Little potential for creativity.
Short sentences with straightforward syntax.
Predictable sequence of words.
Technical jargons with multiple pointers.

Such an article is easily flagged as AI generated since the sequence of words is highly predictable by the GPT models.

That explains why the LLM-based AI detection tool fails to recognise AI-generated content. As we went on to remove certain lines and sections from the ChatGPT generated blog, the text perplexity became higher; its predictions about the sequence of next words turned out invalid and hence it identified the blog as a human-generated text.

How Does LLM Work?

ChatGPT and other Generative Artificial Intelligence use something called an LLM (large language model) algorithm. That means they can produce a large volume of texts containing information, data and figures that go into an informative piece. However, where do they get that information from? Well, generative AI uses a deep learning model to extract information from public forums like Wikipedia and other web repositories.

How is LLM Trained?

The AI language models are trained on millions of inputs already available in public forums such as –

News
Articles
Reports
Blogs
Published books
Research reports

These source materials were created by humans; so, naturally, besides learning the information, the LLM-based AI models are also learning the way humans use language. So, the AI language model replicates that pattern to produce comprehensible texts and materials.

The Results

Hence, the extreme similarity between AI and human-generated content. The matter of concern concern is AI language models are trained on deep learning neural networks. These machine learning models simulate the human brain in learning new information. They continue to evolve by themselves without any external inputs.

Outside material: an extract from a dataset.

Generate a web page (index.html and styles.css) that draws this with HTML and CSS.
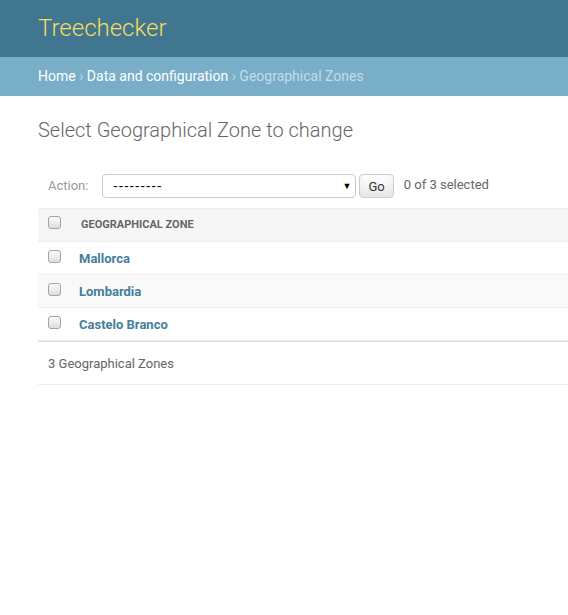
FILE: index.html
```html
<!DOCTYPE html>
<html lang="en">
<head>
<meta charset="utf-8">
<title>Select Geographical Zone to change</title>
<link rel="stylesheet" href="styles.css">
</head>
<body>
<div class="header">
  <h1 class="branding">Treechecker</h1>
</div>
<div class="breadcrumbs">
  <a href="#">Home</a> › <a href="#">Data and configuration</a> › Geographical Zones
</div>
<div class="content">
  <h1 class="title">Select Geographical Zone to change</h1>
  <div class="changelist">
    <div class="actions">
      <label class="action-label">Action:
        <span class="select-wrap">
          <select class="action-select">
            <option>---------</option>
          </select>
          <span class="select-arrow">▼</span>
        </span>
      </label>
      <button class="go-button" type="button">Go</button>
      <span class="action-counter">0 of 3 selected</span>
    </div>
    <table class="result-list">
      <thead>
        <tr>
          <th class="check-col"><input type="checkbox" class="cb"></th>
          <th class="name-col">Geographical zone</th>
        </tr>
      </thead>
      <tbody>
        <tr class="row1">
          <td class="check-col"><input type="checkbox" class="cb"></td>
          <td><a href="#">Mallorca</a></td>
        </tr>
        <tr class="row2">
          <td class="check-col"><input type="checkbox" class="cb"></td>
          <td><a href="#">Lombardia</a></td>
        </tr>
        <tr class="row1">
          <td class="check-col"><input type="checkbox" class="cb"></td>
          <td><a href="#">Castelo Branco</a></td>
        </tr>
      </tbody>
    </table>
    <p class="paginator">3 Geographical Zones</p>
  </div>
</div>
</body>
</html>
```
FILE: styles.css
```css
html {
  overflow-x: hidden;
}
body {
  margin: 0;
  font-family: Roboto, "Liberation Sans", sans-serif;
  font-size: 14px;
  color: #333;
  background: #fff;
}
.header {
  height: 57px;
  padding: 0 38px;
  background: #417690;
  display: flex;
  align-items: center;
}
.branding {
  margin: -1px 0 0;
  font-size: 24px;
  font-weight: 300;
  color: #f5dd5d;
  line-height: 30px;
}
.breadcrumbs {
  background: #79aec8;
  padding: 10px 38px;
  font-size: 14px;
  line-height: 19px;
  color: #c4dce8;
}
.breadcrumbs a {
  color: #fff;
  text-decoration: none;
}
.content {
  padding: 20px 0 20px 38px;
}
.title {
  margin: 0 0 20px;
  font-size: 20px;
  font-weight: 300;
  line-height: 28px;
  color: #666;
}
.actions {
  padding: 10px;
  line-height: 24px;
  color: #999;
  font-size: 13px;
  display: flex;
  align-items: flex-start;
}
.action-label {
  display: flex;
  align-items: flex-start;
}
.select-wrap {
  position: relative;
  display: block;
  margin-left: 14px;
}
.action-select {
  display: block;
  height: 24px;
  width: 254px;
  margin: 0;
  padding: 0 0 0 10px;
  border: 1px solid #ccc;
  border-radius: 4px;
  background: #fff;
  color: #000;
  font-family: Roboto, "Liberation Sans", sans-serif;
  font-size: 14px;
  letter-spacing: 1.6px;
  -webkit-appearance: none;
  appearance: none;
}
.select-arrow {
  position: absolute;
  right: 5px;
  top: 0;
  font-size: 9px;
  line-height: 24px;
  color: #000;
  pointer-events: none;
}
.go-button {
  margin-left: 3px;
  height: 24px;
  padding: 4px 8px;
  font-family: Roboto, "Liberation Sans", sans-serif;
  font-size: 13px;
  line-height: 1;
  color: #333;
  border: 1px solid #ccc;
  border-radius: 4px;
  background: #fff;
  box-shadow: 0 -15px 20px -10px rgba(0, 0, 0, 0.15) inset;
}
.action-counter {
  margin-left: 10px;
  margin-top: -1px;
  color: #666;
}
.result-list {
  width: 100%;
  border-collapse: collapse;
}
.result-list thead th {
  background: #f6f6f6;
  border-top: 1px solid #eee;
  border-bottom: 1px solid #eee;
  color: #666;
  font-size: 11px;
  font-weight: 700;
  text-transform: uppercase;
  text-align: left;
  padding: 8px 10px;
  line-height: 16px;
  white-space: nowrap;
  vertical-align: top;
}
.result-list td {
  padding: 9px 8px 7px;
  font-size: 13px;
  line-height: 16px;
  border-bottom: 1px solid #eee;
  vertical-align: top;
}
.result-list th.check-col,
.result-list td.check-col {
  width: 13px;
  padding-left: 10px;
  padding-right: 10px;
}
.result-list td.check-col {
  padding-top: 8px;
  padding-bottom: 8px;
}
.result-list thead th.check-col {
  padding-top: 7px;
}
.row2 td {
  background: #f9f9f9;
}
.cb {
  -webkit-appearance: none;
  appearance: none;
  display: block;
  margin: 0;
  width: 13px;
  height: 13px;
  border: 1px solid #a3a3a3;
  border-radius: 3px;
  background: linear-gradient(#fbfbfb, #dedede);
}
.result-list a {
  color: #447e9b;
  font-weight: 700;
  text-decoration: none;
}
.paginator {
  margin: 0;
  padding: 11px 10px 9px;
  font-size: 13px;
  line-height: 22px;
  color: #666;
  border-top: 1px solid #ddd;
  border-bottom: 1px solid #eee;
}
```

So, the little mistakes, or lapses in writing are only going to get further rectified with future updates of the generative language models.

Afterword

With the findings of our little experiment and existing research literature, it is safe to deduce that AI content detector tools are flawed and require human intervention if it is to be trusted.

Moreover, sometimes the tools do not even have access to the sophistication and advanced resources that go into producing ChatGPT’s answers. So, chances remain high that either most tools fail to identify AI-generated content. Or worse, the tools might penalise humans by flagging their fruits of labour as AI-generated text.